De Tamatoa, le 21 novembre 2013 à 19:38
Note du film : 3/6

J'm'appelle Slimane et j'ai quinze ans, j'vis chez mes vieux à La Courneuve, j'ai mon C.A.P. d'délinquant, j'suis pas un nul j'ai fait mes preuves, dans la bande c'est moi qu'est l'plus grand, sur l'bras j'ai tatoué une couleuvre…. (Renaud)

Pour cette chronique de la crasse ordinaire, Jean-Loup Hubert, le réalisateur de ce Grand chemin qui fera tant pleurer dans les chaumières, a, dans un premier temps, installé ses caméras dans une zone, quelque part en France, entre les tours HLM et le supermarché. Cette espèce de village qui n'arrive jamais à se dégager tout à fait de la boue… (Céline). Et si on s'essuie les pieds avant d' entrer à Neuilly, c'est un exploit de se laver les mains entre les vols à l'étalage et les amours entre deux piliers de ces cages à lapins où toutes les nationalités se côtoient et se méprisent. Le décor est planté. On sait où on est . Loin de tout espoir…

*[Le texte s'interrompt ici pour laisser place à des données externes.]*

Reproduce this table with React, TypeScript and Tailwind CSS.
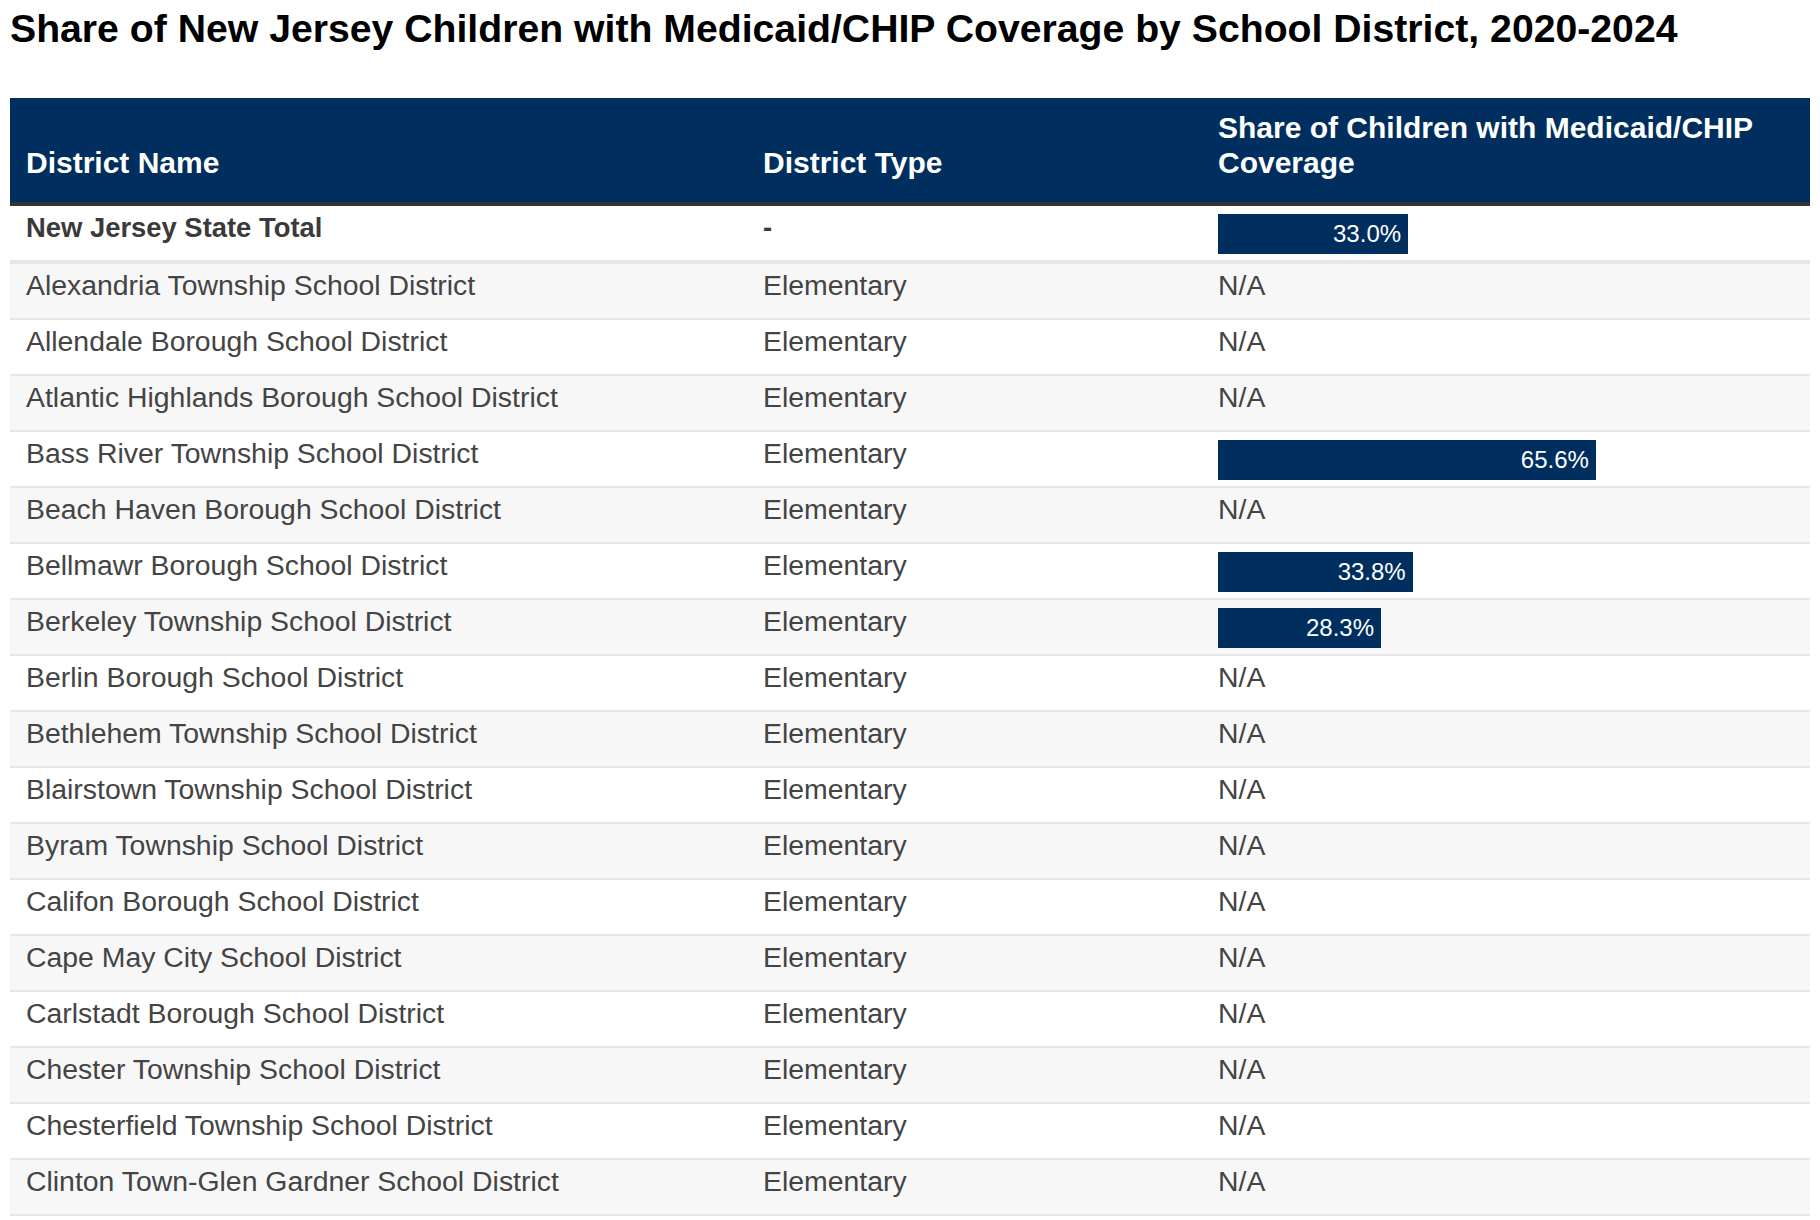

Elle met du vieux pain sur son balcon, pour attirer les moineaux, les pigeons. Elle fait l'amour par procuration, devant son poste de télévision.. (Goldman).

Elle, c'est Balasko, vulgaire comme jamais, mais qui porte ce film sur ses épaules comme Atlas porte le monde sur son dos. Jean-Loup Hubert ne lui a pas fait de cadeaux. Elle est le centre, la maman désignée, prétendue de cette Smala composée de paumés de tous âges, formant une famille recomposée, fabriquée comme un meuble de chez Ikéa. Chez beaucoup, il manque des boulons et on n'est pas sûr de la véritable origine des pièces qui la compose. A force de venir faire le ménage dans cette drôle de ménagerie, la Josiane a finit par remplacer la mère dévoyée partie avec un CRS qui lui a promit la grande vie dans une caravane pour elle toute seule…

Pauvre et piètre papa de cette Smala, Victor Lanoux, qui a perdu la superbe qu'il arborait entre deux conquêtes dans Un éléphant ça trompe énormément, est devenu un pauvre type à la limite de la pendaison, jouant de l'accordéon, la larme à l'oeil, au porte de ce supermarché où ses rejetons tentent de faire quelques courses à l'oeil.. et à la barbe des vigiles.

Elle adorait tous mes déguisements, je déguisais mes sentiments. Quand elle est partie avec un salaud, j'ai mis un poisson d'avril dans son dos…J'comprends pas…(Dutronc). Formidable Lanoux dans un rôle d'imbécile pas même heureux, cocu qui s'ignorait, voleur à l'occasion et rarement père prodigue. Les jumeaux qui ressemblent tellement au patron du café du commerce ? Qu'ils se démerdent ! La grande qui veut devenir star de la chansonnette ? Chante, ma belle, chante ! Et pis y'a la toute vieille, qu'en finit pas d'vibrer..Pis qu'on attend qu'elle crève, vu que c'est elle qu'à l'oseille. Et qu'on écoute même pas c'que ces pauv's mains racontent… (Brel). Elle est a moitié, aux trois-quarts morte sur son fauteuil depuis si longtemps. Soigneusement rangée au dessous de l'étagère où trônent le cerf orange, le gros coquillage où on n'entend plus la mer, les poupées Espagnole et le taureau en plastique, vestige d'un lointain voyage en famille encore digne de porter ce nom.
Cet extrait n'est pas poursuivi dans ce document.